Did you know that there are ancient specimens of various crop plants stored at museums? Well, there are! Curious souls will find some preserved wheat samples held at the Petrie Museum of Egyptian Archaeology, part of the University College London’s Museums and Collections. As soon as Richard Mott of the Genetics Institute at UCL learned about the existence of these specimens, he wanted to study them.
What Could Ancient Wheat Tell Us?
The short answer is — a lot. Mott theorized that the samples likely contained bits of ancient wheat DNA that could give valuable insights as to how this crop species was historically cultivated. He partnered with a team of UCL archaeobotanists and collaborators to go through the museum’s collection of ancient emmer wheat and select a couple of well-preserved husks. This species originates from the Near East and was one of the first domesticated crops in the region.
How They Approached the Research
The husks were then carefully photographed and wrapped in foil before transporting them to be freshly bleached and used to process forensic and ancient samples. Population geneticist Laura Botigué was in charge of bleaching the samples and separating ancient DNA from them.
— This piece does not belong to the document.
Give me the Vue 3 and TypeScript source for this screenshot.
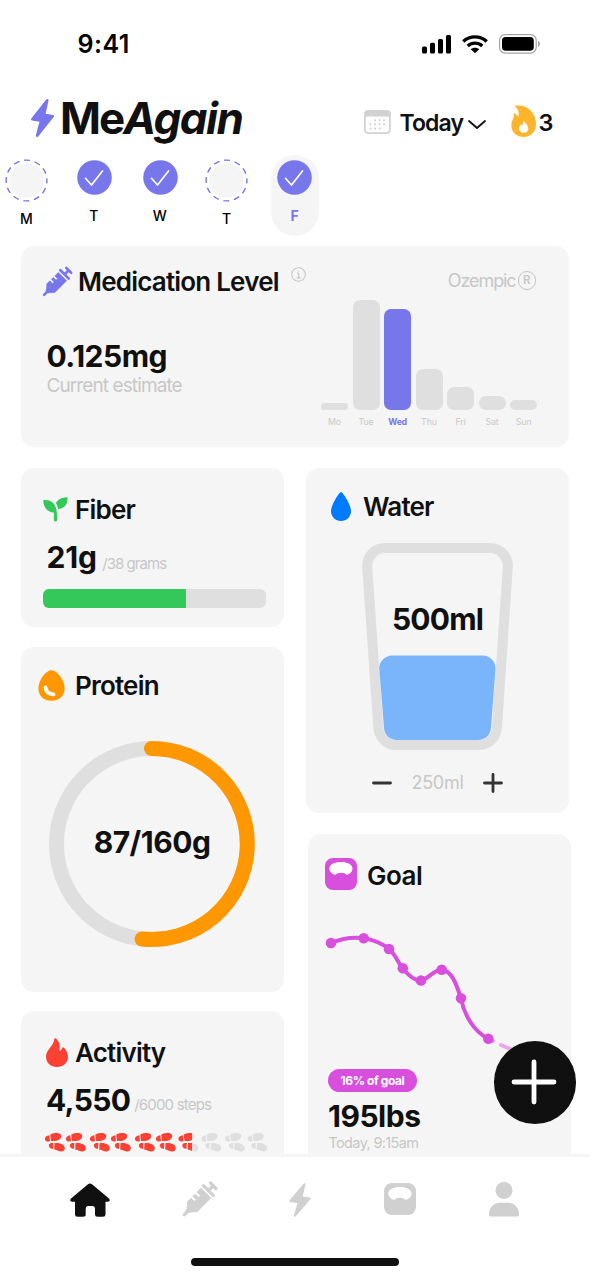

All decontamination protocols were followed, and after a couple of weeks, the researchers managed to extract readable ancient DNA. They found that about two-thirds of the readings they got actually align with genomes of modern domesticated and wild emmer wheat varieties.
Despite being stored with no particular preservation efforts at the museum for over 90 years, researchers think it was due to the dry conditions of Egypt that the DNA was so well preserved throughout time. We’re talking about 3,000-year-old samples here. The carbon dating showed the specimens were from between 1130 and 1000 BC.
Since the samples proved to be more genetically similar to modern domesticated varieties than modern wild wheat species, scientists concluded that these samples came from a plant lineage that had already been domesticated three millennia ago. Tracing those gene flows is incredibly fascinating and an immensely important part of understanding human history and culture.